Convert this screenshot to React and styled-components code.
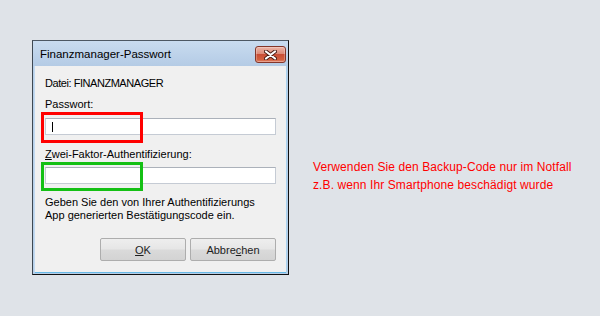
import styled, { createGlobalStyle } from "styled-components";

const GlobalStyle = createGlobalStyle`
  html, body {
    margin: 0;
    padding: 0;
  }

  body {
    background: #dfe3e8;
    font-family: "Liberation Sans", Arial, sans-serif;
  }
`;

const Page = styled.div`
  width: 600px;
  height: 316px;
  box-sizing: border-box;
  padding: 40px 0 0 32px;
  display: flex;
  align-items: flex-start;
  background: #dfe3e8;
  overflow: hidden;
`;

const Window = styled.div`
  width: 257px;
  height: 235px;
  box-sizing: border-box;
  display: flex;
  flex-direction: column;
  border: 1px solid #111;
  border-top-color: #4d5864;
  border-left-color: #3e4852;
  background: #b7cfe8;
`;

const TitleBar = styled.div`
  height: 25px;
  flex: none;
  display: flex;
  align-items: flex-start;
  justify-content: space-between;
  padding: 0 2px 0 7px;
  background: linear-gradient(#c9dcf0, #b4cbe5);
`;

const Title = styled.span`
  font-size: 11.5px;
  line-height: 25px;
  padding-top: 1px;
  color: #000;
`;

const CloseButton = styled.div`
  width: 31px;
  height: 17px;
  box-sizing: border-box;
  margin-top: 5px;
  border: 1px solid #84362a;
  border-radius: 3px;
  background: linear-gradient(#ecb5a8 0%, #dc8a77 45%, #c94d35 50%, #d2603f 85%, #e48b72 100%);
  box-shadow: inset 0 0 0 1px rgba(255, 255, 255, 0.25);
  display: flex;
  align-items: center;
  justify-content: center;
`;

const Client = styled.div`
  flex: 1;
  margin: 0 2px 2px;
  padding: 11px 10px 0;
  background: #f0f0f0;
  box-shadow: 0 1px 0 #67b9e6, 1px 0 0 #a9d2ee, -1px 0 0 #c2daf1;
  display: flex;
  flex-direction: column;
  font-size: 11px;
  color: #000;
`;

const Line = styled.div`
  line-height: 13px;
  margin-top: ${(p) => p.$gap || 0}px;
  letter-spacing: ${(p) => (p.$tight ? "-0.45px" : "normal")};
  white-space: nowrap;
`;

const Field = styled.div`
  position: relative;
  margin-top: ${(p) => p.$gap || 0}px;
`;

const TextBox = styled.div`
  height: 17px;
  box-sizing: border-box;
  background: #fff;
  border: 1px solid #c5cbd4;
  border-top-color: #abb1ba;
  display: flex;
  align-items: center;
  padding-left: 6px;
`;

const Caret = styled.span`
  width: 1px;
  height: 10px;
  background: #000;
`;

const Highlight = styled.div`
  position: absolute;
  left: -4px;
  top: ${(p) => p.$top}px;
  width: 102px;
  height: ${(p) => p.$height}px;
  box-sizing: border-box;
  border: 3px solid ${(p) => p.$color};
`;

const ButtonRow = styled.div`
  margin-top: 16px;
  display: flex;
  justify-content: flex-end;
  gap: 4px;
`;

const Button = styled.div`
  width: 86px;
  height: 23px;
  box-sizing: border-box;
  border: 1px solid #adadad;
  border-radius: 2px;
  background: linear-gradient(#eeeeee 0%, #e6e6e6 48%, #dadada 52%, #d3d3d3 100%);
  display: flex;
  align-items: center;
  justify-content: center;
  font-size: 11px;
  color: #1e1e1e;
`;

const Key = styled.span`
  text-decoration: underline;
`;

const Note = styled.div`
  margin: 118px 0 0 24px;
  font-size: 12px;
  letter-spacing: 0.1px;
  line-height: 18px;
  color: #ff0000;
  white-space: nowrap;
`;

const CloseIcon = () => (
  <svg width="13" height="10" viewBox="0 0 13 10">
    <path d="M2 1.5 L11 8.5 M11 1.5 L2 8.5" stroke="#4a1c14" strokeWidth="4" strokeLinecap="round" />
    <path d="M2 1.5 L11 8.5 M11 1.5 L2 8.5" stroke="#fff" strokeWidth="2.2" strokeLinecap="round" />
  </svg>
);

export default function App() {
  return (
    <>
      <GlobalStyle />
      <Page>
        <Window>
          <TitleBar>
            <Title>Finanzmanager-Passwort</Title>
            <CloseButton>
              <CloseIcon />
            </CloseButton>
          </TitleBar>
          <Client>
            <Line $tight>Datei: FINANZMANAGER</Line>
            <Line $gap={8}>Passwort:</Line>
            <Field $gap={7}>
              <TextBox>
                <Caret />
              </TextBox>
              <Highlight $color="#ff0000" $top={-6} $height={31} />
            </Field>
            <Line $gap={13}>
              <Key>Z</Key>wei-Faktor-Authentifizierung:
            </Line>
            <Field $gap={6}>
              <TextBox />
              <Highlight $color="#14c014" $top={-5} $height={29} />
            </Field>
            <Line $gap={12}>
              Geben Sie den von Ihrer Authentifizierungs
              <br />
              App generierten Bestätigungscode ein.
            </Line>
            <ButtonRow>
              <Button>
                <Key>O</Key>K
              </Button>
              <Button>
                Abbre<Key>c</Key>hen
              </Button>
            </ButtonRow>
          </Client>
        </Window>
        <Note>
          Verwenden Sie den Backup-Code nur im Notfall
          <br />
          z.B. wenn Ihr Smartphone beschädigt wurde
        </Note>
      </Page>
    </>
  );
}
+ + + + +
Job » Search the preceding listing for the word "components" and pull out every line that holds it.

Task response »
Convert this screenshot to React and styled-components code.
import styled, { createGlobalStyle } from "styled-components";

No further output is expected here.